Watch Out for False Prophets (Matthew 7.15–23), Part 3

What is the fate of a false prophet?
Jesus provides the answer in Matthew 15.21–23:
“Not everyone who says to me, ‘Lord, Lord,’ will enter the kingdom of heaven, but only he who does the will of my Father who is in heaven. Many will say to me on that day, ‘Lord, Lord, did we not prophesy in your name, and in your name drive out demons and perform many miracles?’ Then I will tell them plainly, ‘I never knew you. Away from me, you evildoers!’”
With these words, Jesus identifies two false paths to salvation. The first consists of theological orthodoxy without ethical change. The earliest Christian confession is, “Jesus is Lord.” According to Romans 10.9, “if you confess with your mouth, ‘Jesus is Lord,’ and believe in your heart that God raised him from the dead, you will be saved.” First Corinthians 12.3 teaches that the difference between a truly spiritual person and a falsely spiritual person is the ability to confess, “Jesus is Lord.” And, if Philippians 2.9–11, the reason why God raised Jesus from the dead and seated him at his right hand is so that “every tongue [would] confess that Jesus Christ is Lord, to the glory of God the Father.” So, the confession of Christ’s Lordship is the essence of saving faith, the mark of true spirituality, and God’s eternal purpose for humanity.
And yet, Jesus says, some will call him “Lord, Lord” but not be saved. Why? Because they have not understood that confession involves obedience. Jesus Christ is not your Lord unless you do what he says. That is why the first group does not enter the kingdom of heaven.

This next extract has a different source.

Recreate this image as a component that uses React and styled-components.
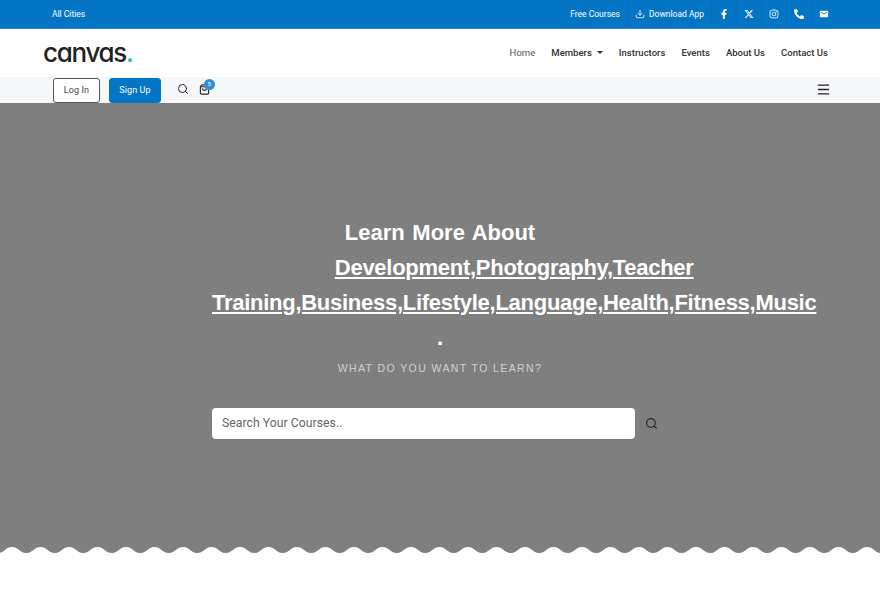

They have not performed “the will of my Father who is in heaven.”
The second false path makes an equal but opposite error. Here, people come to Jesus having performed all sorts of spectacular good works. “Lord, Lord, did we not prophesy in your name, and in your name drive out demons and perform many miracles?” But their impressive performance masked a lack of personal relationship: “I never knew you.” And notice that these people’s deeds were works of impressive spiritual power, but not obvious moral conversion. They prophesied and exorcised, but did they love God and neighbor?
It should go without saying that Jesus wants all people to confess that he is indeed Lord. But that confession—if it is to be truly meant—requires moral change and inward devotion. As Paul put it in Galatians 5.6: “The only thing that counts is faith expressing itself through love.” Not orthodoxy without ethics, not impressive deeds without personal relationship—God wants the whole shebang.
What, then, is the false prophet’s fate? It is separation from God. “Away from me, you evildoers!” There is no hope for the “prophet” who confesses Jesus as Lord but doesn’t act like it, from the heart. But then again, why focus only on prophets, for Jesus’ warning is equally applicable to us non-prophets as well.